Vicki Shabo of the National Partnership for Women and Families said that if the proposal is like previous ones, it would be "misguided."

"Based on those proposals, I think it's pretty clear to us that this is a bad deal for working women and families," Shabo said. "What it's doing is taking money out of the pockets of workers who need it ... It's really only providing the promise of time to people who've already put in extra time away from families."

The time-and-a-half clause of the Fair Labor Standards Act serves as the primary governor of the 40-hour work week. Employers usually don't push employees to work beyond 40 hours because it becomes expensive for the employer. But as Ross Eisenbrey of the left-leaning Economic Policy Institute has noted of comp-time proposals, allowing workplaces to convert overtime to comp time could undermine this disincentive. Depending on the language of the bill, employers might also get to decide when an employee uses that comp time.
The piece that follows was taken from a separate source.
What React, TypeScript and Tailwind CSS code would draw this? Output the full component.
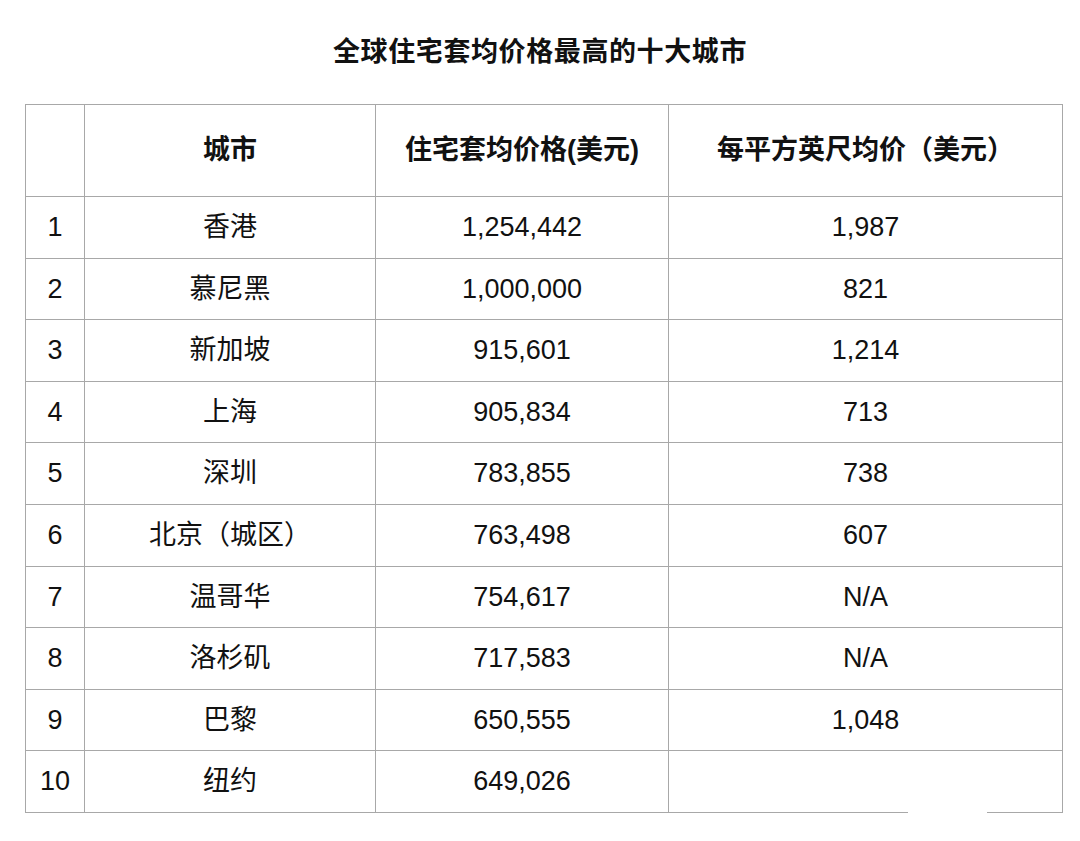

"It is nothing more than a scheme to allow employers to avoid paying for overtime, a scheme that will result in longer hours, lower incomes, and less predictable workweeks for American workers," Eisenbrey wrote of the 2003 GOP bill.

Roby told USA Today that many workers would prefer having time off to extra pay.

"Comp time is comp time, and you can use it for whatever you want," she said. "Think about going to your child's play, not just a doctor's appointment. You don't want to take vacation time for that."

Brian Newell, a spokesman for Republicans on the House Committee on Education and the Workforce, said the idea behind the legislation is to provide more flexibility and choices to workers.

"For years public-sector workers have been able to earn comp time for overtime hours worked and it’s only fair private-sector workers have the same opportunity," Newell said in an email. "Republicans are eager to move forward with a commonsense proposal that will help Americans balance the needs of family and work."

The bill likely won't become public until next week, when the committee is expected to take it up. Aaron Albright, a spokesman for committee Democrats, said they haven't seen the proposal yet but have opposed previous comp-time measures.

"Instead of finding new ways to pay workers less," Albright said, "Congress should be examining ways to guarantee paid family and sick leave for working families."

This story has been updated with comment from Newell.